On May 12, Cell Stem Cell published the latest research findings of Prof. Zhang Haojian’s team from the Frontier Science Center for Immunology and Metabolism and the Medical Research Institute, Wuhan University. The research introduces the molecular mechanism of how ALKBH5 selectively regulates the function of leukemia stem cells, which is of great significance for the clinical treatment of targeted leukemia stem cells and acute myeloid leukemia.
The article is entitled Leukemogenic Chromatin Alterations Promote AML Leukemia Stem Cells via a KDM4C-ALKBH5-AXL Signaling Axis. Prof. Zhang Haojian is the corresponding author of the article, and doctoral students Wang Jiazhen, Wang Peipei, Han Guoqiang (all of the Medical Research Institute, WHU) and Li Yicun (Hospital of Stomatology, WHU) are co-first authors.
Acute myeloid leukemia (AML) is the most common malignancy of the hematologic system, arising from leukemia stem cells in normal hematopoietic stem/progenitor cells. The drug-resistant leukemia stem cells cannot be eliminated by routine clinical chemotherapy, which is the primary cause for the development, drug-resistance and recurrence of AML. Therefore, elucidating the specific functional regulation mechanism of leukemia stem cells is very important for the clinical treatment of leukemia stem cells and acute myeloid leukemia. The early findings based on omics analysis tell that during the development of leukemia stem cells, ALKBH5 has shown increasing expression level and chromatin accessibility in its coding area. The team also found that ALKBH5 expression is positively correlated with poor prognosis.

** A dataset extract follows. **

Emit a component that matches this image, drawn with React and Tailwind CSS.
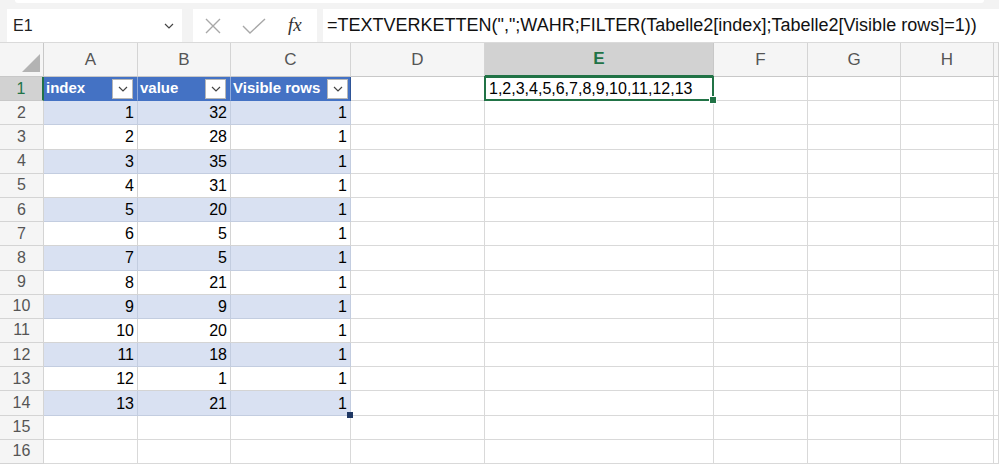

The team has constructed conditional knockout mice, using a mice model of AML and a PDX model of patient origin with AML. According to their findings, ALKBH5 is required for maintaining leukemia stem cell (LSC) function but is dispensable for normal hematopoiesis. Mechanistically, KDM4C increases chromatin accessibility of ALKBH5 locus by reducing H3K9me3 levels, and regulates ALKBH5 expression via promoting recruitment of MYB and Pol II. It was also found that ALKBH5 plays a role in leukemia stem cells by regulating the stability of downstream mRNA like AXL. The findings link chromatin state dynamics with expression regulation of m6A modifiers and uncover the selective role and molecular mechanism of ALKBH5 in maintaining the function of AML LSCs, which provides a theoretical basis for the specific targeting of LSCs in clinical treatment of AML and has essential clinical applied value.
This research is supported by Prof. Li Shaoguang (Medical School of the University of Massachusetts), Prof. Liu Lingbo and Prof. Li Lei (Union Hospital of HUST), Prof. Zhou Fuling (Zhongnan Hospital of WHU) and Prof. Cheng Hui (Institute of Hematology, Chinese Academy of Medical Sciences, Tianjin).